COLLECTED DATA:
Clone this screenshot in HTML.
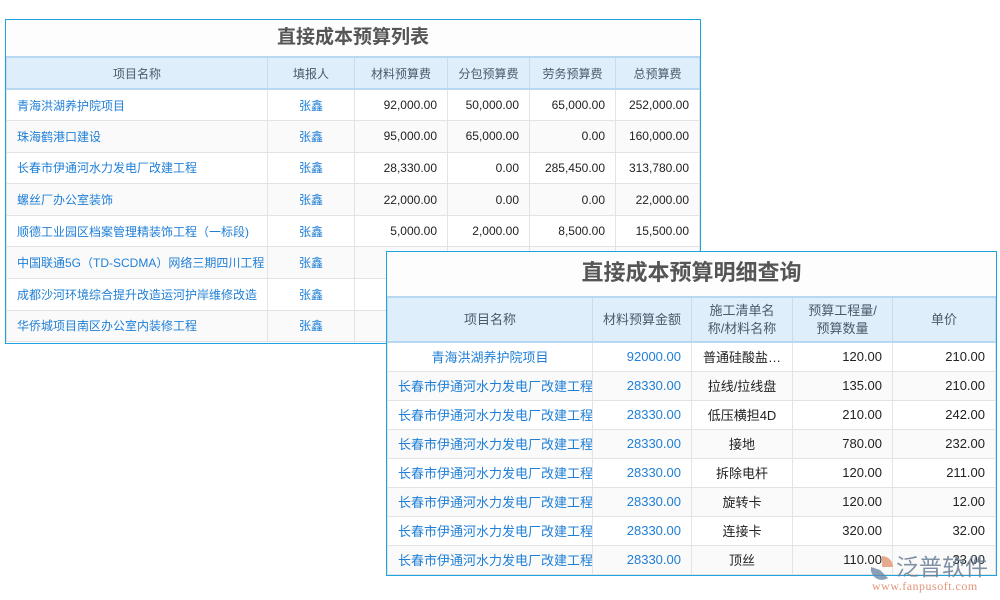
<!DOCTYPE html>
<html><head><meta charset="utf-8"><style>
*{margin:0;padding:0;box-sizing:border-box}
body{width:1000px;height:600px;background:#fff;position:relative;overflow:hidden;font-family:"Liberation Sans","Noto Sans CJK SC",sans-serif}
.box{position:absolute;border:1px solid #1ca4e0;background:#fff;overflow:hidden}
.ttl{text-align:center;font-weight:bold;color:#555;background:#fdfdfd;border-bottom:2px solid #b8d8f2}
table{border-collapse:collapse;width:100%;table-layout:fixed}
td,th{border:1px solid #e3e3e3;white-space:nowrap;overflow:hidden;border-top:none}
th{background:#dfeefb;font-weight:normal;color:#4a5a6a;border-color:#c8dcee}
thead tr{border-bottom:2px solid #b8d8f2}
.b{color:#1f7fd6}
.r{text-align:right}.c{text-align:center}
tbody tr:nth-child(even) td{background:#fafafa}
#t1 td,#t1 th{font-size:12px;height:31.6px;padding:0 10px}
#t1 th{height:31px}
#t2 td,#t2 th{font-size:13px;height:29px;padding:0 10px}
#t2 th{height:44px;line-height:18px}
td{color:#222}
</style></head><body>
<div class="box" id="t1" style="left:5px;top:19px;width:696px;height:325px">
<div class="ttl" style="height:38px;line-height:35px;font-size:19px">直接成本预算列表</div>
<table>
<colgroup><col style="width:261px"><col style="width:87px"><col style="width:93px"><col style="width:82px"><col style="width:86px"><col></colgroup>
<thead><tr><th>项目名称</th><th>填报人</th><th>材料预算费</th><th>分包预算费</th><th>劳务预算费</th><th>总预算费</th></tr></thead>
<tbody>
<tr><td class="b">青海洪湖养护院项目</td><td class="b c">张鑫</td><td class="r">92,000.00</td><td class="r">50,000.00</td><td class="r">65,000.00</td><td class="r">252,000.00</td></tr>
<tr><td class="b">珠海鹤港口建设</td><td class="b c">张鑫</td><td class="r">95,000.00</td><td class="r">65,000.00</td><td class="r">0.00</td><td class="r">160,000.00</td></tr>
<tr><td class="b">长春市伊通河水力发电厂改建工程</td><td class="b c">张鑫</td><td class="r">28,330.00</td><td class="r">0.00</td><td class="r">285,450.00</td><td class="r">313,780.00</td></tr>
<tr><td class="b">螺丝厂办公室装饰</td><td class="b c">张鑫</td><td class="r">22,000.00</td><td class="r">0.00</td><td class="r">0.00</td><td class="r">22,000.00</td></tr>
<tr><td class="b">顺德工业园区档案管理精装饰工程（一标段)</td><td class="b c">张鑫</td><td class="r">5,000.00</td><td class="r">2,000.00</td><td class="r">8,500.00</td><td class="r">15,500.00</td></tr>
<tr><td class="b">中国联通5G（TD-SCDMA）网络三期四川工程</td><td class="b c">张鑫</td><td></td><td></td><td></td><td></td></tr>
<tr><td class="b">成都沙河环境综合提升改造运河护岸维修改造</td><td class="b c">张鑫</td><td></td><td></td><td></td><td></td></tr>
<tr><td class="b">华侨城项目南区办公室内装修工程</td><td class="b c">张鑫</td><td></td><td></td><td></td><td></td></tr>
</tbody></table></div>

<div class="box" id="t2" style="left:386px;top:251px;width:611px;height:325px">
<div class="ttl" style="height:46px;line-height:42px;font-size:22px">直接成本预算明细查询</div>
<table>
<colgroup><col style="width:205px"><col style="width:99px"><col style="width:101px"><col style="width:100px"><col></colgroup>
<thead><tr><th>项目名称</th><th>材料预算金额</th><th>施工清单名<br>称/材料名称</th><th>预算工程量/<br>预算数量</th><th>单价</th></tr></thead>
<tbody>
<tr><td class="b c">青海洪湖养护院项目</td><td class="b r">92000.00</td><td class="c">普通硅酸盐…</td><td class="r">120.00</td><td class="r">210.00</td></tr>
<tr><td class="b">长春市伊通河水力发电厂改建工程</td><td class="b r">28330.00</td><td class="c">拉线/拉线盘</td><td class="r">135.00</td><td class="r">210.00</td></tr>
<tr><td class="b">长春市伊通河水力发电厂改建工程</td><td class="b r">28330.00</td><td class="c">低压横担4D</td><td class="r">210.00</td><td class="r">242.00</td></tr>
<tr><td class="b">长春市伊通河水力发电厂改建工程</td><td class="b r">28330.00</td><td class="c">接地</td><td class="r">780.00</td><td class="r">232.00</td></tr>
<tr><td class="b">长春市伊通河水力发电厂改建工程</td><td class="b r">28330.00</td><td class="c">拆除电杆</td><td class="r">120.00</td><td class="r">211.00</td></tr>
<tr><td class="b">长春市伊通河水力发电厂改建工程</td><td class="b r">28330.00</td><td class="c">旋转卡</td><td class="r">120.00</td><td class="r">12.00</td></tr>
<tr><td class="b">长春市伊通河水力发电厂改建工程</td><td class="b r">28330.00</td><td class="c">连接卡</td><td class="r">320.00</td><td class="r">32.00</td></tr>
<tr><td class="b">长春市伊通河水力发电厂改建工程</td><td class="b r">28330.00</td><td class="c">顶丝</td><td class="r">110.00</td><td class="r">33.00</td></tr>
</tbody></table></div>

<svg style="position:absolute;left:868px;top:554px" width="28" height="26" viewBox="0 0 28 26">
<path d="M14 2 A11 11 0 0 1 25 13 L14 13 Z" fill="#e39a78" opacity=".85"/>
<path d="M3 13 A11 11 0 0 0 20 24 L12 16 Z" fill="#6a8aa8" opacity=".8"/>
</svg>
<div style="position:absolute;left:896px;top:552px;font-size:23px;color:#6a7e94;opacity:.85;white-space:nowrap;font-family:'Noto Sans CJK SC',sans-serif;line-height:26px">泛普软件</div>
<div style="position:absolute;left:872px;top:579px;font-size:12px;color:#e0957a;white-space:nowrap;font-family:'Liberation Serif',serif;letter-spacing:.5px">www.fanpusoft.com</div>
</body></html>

DO THIS: Reproduce the material word for word, minus the images.

COMPLETED TASK:
Clone this screenshot in HTML.
<!DOCTYPE html>
<html><head><meta charset="utf-8"><style>
*{margin:0;padding:0;box-sizing:border-box}
body{width:1000px;height:600px;background:#fff;position:relative;overflow:hidden;font-family:"Liberation Sans","Noto Sans CJK SC",sans-serif}
.box{position:absolute;border:1px solid #1ca4e0;background:#fff;overflow:hidden}
.ttl{text-align:center;font-weight:bold;color:#555;background:#fdfdfd;border-bottom:2px solid #b8d8f2}
table{border-collapse:collapse;width:100%;table-layout:fixed}
td,th{border:1px solid #e3e3e3;white-space:nowrap;overflow:hidden;border-top:none}
th{background:#dfeefb;font-weight:normal;color:#4a5a6a;border-color:#c8dcee}
thead tr{border-bottom:2px solid #b8d8f2}
.b{color:#1f7fd6}
.r{text-align:right}.c{text-align:center}
tbody tr:nth-child(even) td{background:#fafafa}
#t1 td,#t1 th{font-size:12px;height:31.6px;padding:0 10px}
#t1 th{height:31px}
#t2 td,#t2 th{font-size:13px;height:29px;padding:0 10px}
#t2 th{height:44px;line-height:18px}
td{color:#222}
</style></head><body>
<div class="box" id="t1" style="left:5px;top:19px;width:696px;height:325px">
<div class="ttl" style="height:38px;line-height:35px;font-size:19px">直接成本预算列表</div>
<table>
<colgroup><col style="width:261px"><col style="width:87px"><col style="width:93px"><col style="width:82px"><col style="width:86px"><col></colgroup>
<thead><tr><th>项目名称</th><th>填报人</th><th>材料预算费</th><th>分包预算费</th><th>劳务预算费</th><th>总预算费</th></tr></thead>
<tbody>
<tr><td class="b">青海洪湖养护院项目</td><td class="b c">张鑫</td><td class="r">92,000.00</td><td class="r">50,000.00</td><td class="r">65,000.00</td><td class="r">252,000.00</td></tr>
<tr><td class="b">珠海鹤港口建设</td><td class="b c">张鑫</td><td class="r">95,000.00</td><td class="r">65,000.00</td><td class="r">0.00</td><td class="r">160,000.00</td></tr>
<tr><td class="b">长春市伊通河水力发电厂改建工程</td><td class="b c">张鑫</td><td class="r">28,330.00</td><td class="r">0.00</td><td class="r">285,450.00</td><td class="r">313,780.00</td></tr>
<tr><td class="b">螺丝厂办公室装饰</td><td class="b c">张鑫</td><td class="r">22,000.00</td><td class="r">0.00</td><td class="r">0.00</td><td class="r">22,000.00</td></tr>
<tr><td class="b">顺德工业园区档案管理精装饰工程（一标段)</td><td class="b c">张鑫</td><td class="r">5,000.00</td><td class="r">2,000.00</td><td class="r">8,500.00</td><td class="r">15,500.00</td></tr>
<tr><td class="b">中国联通5G（TD-SCDMA）网络三期四川工程</td><td class="b c">张鑫</td><td></td><td></td><td></td><td></td></tr>
<tr><td class="b">成都沙河环境综合提升改造运河护岸维修改造</td><td class="b c">张鑫</td><td></td><td></td><td></td><td></td></tr>
<tr><td class="b">华侨城项目南区办公室内装修工程</td><td class="b c">张鑫</td><td></td><td></td><td></td><td></td></tr>
</tbody></table></div>

<div class="box" id="t2" style="left:386px;top:251px;width:611px;height:325px">
<div class="ttl" style="height:46px;line-height:42px;font-size:22px">直接成本预算明细查询</div>
<table>
<colgroup><col style="width:205px"><col style="width:99px"><col style="width:101px"><col style="width:100px"><col></colgroup>
<thead><tr><th>项目名称</th><th>材料预算金额</th><th>施工清单名<br>称/材料名称</th><th>预算工程量/<br>预算数量</th><th>单价</th></tr></thead>
<tbody>
<tr><td class="b c">青海洪湖养护院项目</td><td class="b r">92000.00</td><td class="c">普通硅酸盐…</td><td class="r">120.00</td><td class="r">210.00</td></tr>
<tr><td class="b">长春市伊通河水力发电厂改建工程</td><td class="b r">28330.00</td><td class="c">拉线/拉线盘</td><td class="r">135.00</td><td class="r">210.00</td></tr>
<tr><td class="b">长春市伊通河水力发电厂改建工程</td><td class="b r">28330.00</td><td class="c">低压横担4D</td><td class="r">210.00</td><td class="r">242.00</td></tr>
<tr><td class="b">长春市伊通河水力发电厂改建工程</td><td class="b r">28330.00</td><td class="c">接地</td><td class="r">780.00</td><td class="r">232.00</td></tr>
<tr><td class="b">长春市伊通河水力发电厂改建工程</td><td class="b r">28330.00</td><td class="c">拆除电杆</td><td class="r">120.00</td><td class="r">211.00</td></tr>
<tr><td class="b">长春市伊通河水力发电厂改建工程</td><td class="b r">28330.00</td><td class="c">旋转卡</td><td class="r">120.00</td><td class="r">12.00</td></tr>
<tr><td class="b">长春市伊通河水力发电厂改建工程</td><td class="b r">28330.00</td><td class="c">连接卡</td><td class="r">320.00</td><td class="r">32.00</td></tr>
<tr><td class="b">长春市伊通河水力发电厂改建工程</td><td class="b r">28330.00</td><td class="c">顶丝</td><td class="r">110.00</td><td class="r">33.00</td></tr>
</tbody></table></div>

<svg style="position:absolute;left:868px;top:554px" width="28" height="26" viewBox="0 0 28 26">
<path d="M14 2 A11 11 0 0 1 25 13 L14 13 Z" fill="#e39a78" opacity=".85"/>
<path d="M3 13 A11 11 0 0 0 20 24 L12 16 Z" fill="#6a8aa8" opacity=".8"/>
</svg>
<div style="position:absolute;left:896px;top:552px;font-size:23px;color:#6a7e94;opacity:.85;white-space:nowrap;font-family:'Noto Sans CJK SC',sans-serif;line-height:26px">泛普软件</div>
<div style="position:absolute;left:872px;top:579px;font-size:12px;color:#e0957a;white-space:nowrap;font-family:'Liberation Serif',serif;letter-spacing:.5px">www.fanpusoft.com</div>
</body></html>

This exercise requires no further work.